22:40 December 1, 2010 by Rolle
You forgot Julmust!!

Also, a personal favorite of mine would be the GB Glace Pepparkakor Sandwich.
16:37 December 2, 2010 by Syftfel
Wouldn't it be nice if all of our esteemed and valued entrants from foreign countries also adopted the Swedish Advent tradition, including glögg and julmust? This must also be part of Ullenhag's "integration reform", as well as instilled in the "multi-cultural kids" from an early age.
13:18 December 3, 2010 by Åskar
If you have never tried the abomination that is Julmust, don't think of it!
13:27 December 3, 2010 by roaringchicken92
The Catholic tradition uses colored candles: purple for weeks 1, 2, and 4, pink for week 3 (Gaudete Sunday, or "the wait is almost over"); then all white candles on Christmas morning. Adds some color to the light :-)

Glögg with lussekatter and pepparkakor and maybe some smoked fish sounds pretty good right about now....
14:09 December 3, 2010 by JulieLou40
@ askar: totally agree.
01:44 December 4, 2010 by Swedelover
"Another popular way of putting on weight during Advent is the chocolate Advent calendar. Open one window per day in your calendar between Advent Sunday and Christmas Eve, and start your calorie-fest four weeks early."
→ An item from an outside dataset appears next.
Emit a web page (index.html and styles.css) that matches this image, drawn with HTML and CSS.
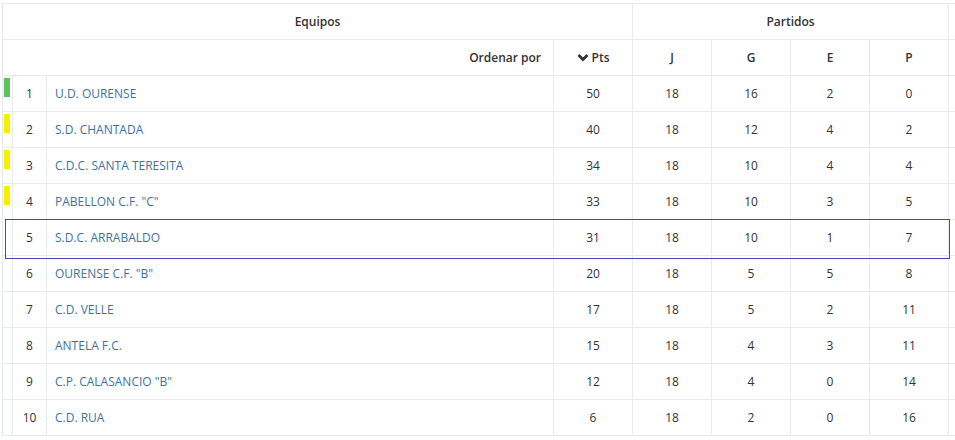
FILE: index.html
```html
<!DOCTYPE html>
<html lang="es">
<head>
<meta charset="utf-8">
<title>Clasificación</title>
<link rel="stylesheet" href="styles.css">
</head>
<body>
<div class="wrap">
  <table class="standings">
    <colgroup>
      <col class="c-mark"><col class="c-pos"><col class="c-team"><col class="c-num"><col class="c-num"><col class="c-num"><col class="c-num"><col class="c-num"><col class="c-extra">
    </colgroup>
    <thead>
      <tr class="h1">
        <th colspan="4">Equipos</th>
        <th colspan="4">Partidos</th>
        <th></th>
      </tr>
      <tr class="h2">
        <th colspan="3" class="sort-label">Ordenar por</th>
        <th><svg class="chev" width="12" height="9" viewBox="0 0 12 9"><polyline points="1.5,2 6,6.5 10.5,2" fill="none" stroke="#333" stroke-width="2.8"/></svg>Pts</th>
        <th>J</th><th>G</th><th>E</th><th>P</th>
        <th></th>
      </tr>
    </thead>
    <tbody>
      <tr><td class="mark"><span class="bar green"></span></td><td class="pos">1</td><td class="team">U.D. OURENSE</td><td>50</td><td>18</td><td>16</td><td>2</td><td>0</td><td></td></tr>
      <tr><td class="mark"><span class="bar yellow"></span></td><td class="pos">2</td><td class="team">S.D. CHANTADA</td><td>40</td><td>18</td><td>12</td><td>4</td><td>2</td><td></td></tr>
      <tr><td class="mark"><span class="bar yellow"></span></td><td class="pos">3</td><td class="team">C.D.C. SANTA TERESITA</td><td>34</td><td>18</td><td>10</td><td>4</td><td>4</td><td></td></tr>
      <tr><td class="mark"><span class="bar yellow"></span></td><td class="pos">4</td><td class="team">PABELLON C.F. "C"</td><td>33</td><td>18</td><td>10</td><td>3</td><td>5</td><td></td></tr>
      <tr class="own"><td class="mark"></td><td class="pos">5</td><td class="team">S.D.C. ARRABALDO</td><td>31</td><td>18</td><td>10</td><td>1</td><td>7</td><td></td></tr>
      <tr><td class="mark"></td><td class="pos">6</td><td class="team">OURENSE C.F. "B"</td><td>20</td><td>18</td><td>5</td><td>5</td><td>8</td><td></td></tr>
      <tr><td class="mark"></td><td class="pos">7</td><td class="team">C.D. VELLE</td><td>17</td><td>18</td><td>5</td><td>2</td><td>11</td><td></td></tr>
      <tr><td class="mark"></td><td class="pos">8</td><td class="team">ANTELA F.C.</td><td>15</td><td>18</td><td>4</td><td>3</td><td>11</td><td></td></tr>
      <tr><td class="mark"></td><td class="pos">9</td><td class="team">C.P. CALASANCIO "B"</td><td>12</td><td>18</td><td>4</td><td>0</td><td>14</td><td></td></tr>
      <tr><td class="mark"></td><td class="pos">10</td><td class="team">C.D. RUA</td><td>6</td><td>18</td><td>2</td><td>0</td><td>16</td><td></td></tr>
    </tbody>
  </table>
  <div class="own-box"></div>
</div>
</body>
</html>
```
FILE: styles.css
```css
html, body {
  margin: 0;
  padding: 0;
  background: #fff;
  overflow: hidden;
}
body {
  font-family: "Open Sans", "Noto Sans", sans-serif;
  font-size: 12px;
  color: #333;
}
.wrap {
  position: relative;
  padding: 3px 0 0 2px;
  width: 1100px;
}
.standings {
  border-collapse: collapse;
  table-layout: fixed;
  width: 1040px;
}
.c-mark { width: 10px; }
.c-pos { width: 34px; }
.c-team { width: 507px; }
.c-num { width: 79px; }
.c-extra { width: 93px; }
.standings th,
.standings td {
  border: 1px solid #e8ebee;
  height: 35px;
  padding: 0;
  text-align: center;
  vertical-align: middle;
  white-space: nowrap;
}
.standings th {
  font-weight: 600;
  color: #333;
}
.standings .sort-label {
  text-align: right;
  padding-right: 12px;
}
.chev {
  vertical-align: middle;
  margin-right: 3px;
  position: relative;
  top: -1px;
}
.standings td.mark {
  vertical-align: top;
  text-align: left;
}
.bar {
  display: block;
  width: 6px;
  height: 19px;
  margin: 2px 0 0 1px;
}
.bar.green { background: #5cc35c; }
.bar.yellow { background: #f6f000; }
.standings td.pos {
  color: #333;
}
.standings td.team {
  text-align: left;
  padding-left: 8px;
  color: #3e72a6;
}
.own-box {
  position: absolute;
  left: 5px;
  top: 219px;
  width: 943px;
  height: 38px;
  border: 1px solid #4848b0;
  box-sizing: content-box;
  pointer-events: none;
}
```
I don't know about the kind of Advent calendars that you get, but the pathetic excuse for chocolate they put in all of the Advent calendars I have seen/received/eaten only net 16 calories and less than a gram a fat each... Probably not going to fatten you up that much! However, if you eat each day all at once, it is almost 500 calories and 22 grams of fat... now were talking! ( :
14:53 December 4, 2010 by Marc the Texan
My problem with Advent calendars is that the chocolate always tastes so cheap and nasty. I just imagine it's made in China with all the extras like heavy metals. There must be some high quality Advent calendar chocolates around somewhere.
23:27 December 4, 2010 by Amber Dawn
I saw a Smarties Advent calendar. I want one filled with Marabou. I wonder if that exists?! I tried and hated glögg and Julmust. Blech.
19:11 December 5, 2010 by mojofat
I tried Julmust and thought it tasted like Diet Pepsi. I was very nearly run out of the party by people with torches and pitchforks after making that statement. :)
19:23 December 5, 2010 by mikewhite
Yes, glögg is a kind of mulled wine. In UK we have - mulled wine !
18:35 December 7, 2010 by Evren
I drank julmust but it tastes like vinegar. It isn't bad and good for diet but i was like come on dude are you serious?
19:36 December 7, 2010 by Amber Dawn
My wife still can't believe I don't like glögg. Friends invited us over for some and I made a face. I think she thinks I have lost my mind. Must be the lack of daylight.
22:20 November 25, 2011 by dizzymoe33
I found some Julmust in a store that specializes in imported products from Europe and it tasted like a cross between Dr Pepper, Coca-Cola and beer after taste. Wasn't impressed next I will try the glogg, hoping for a better outcome.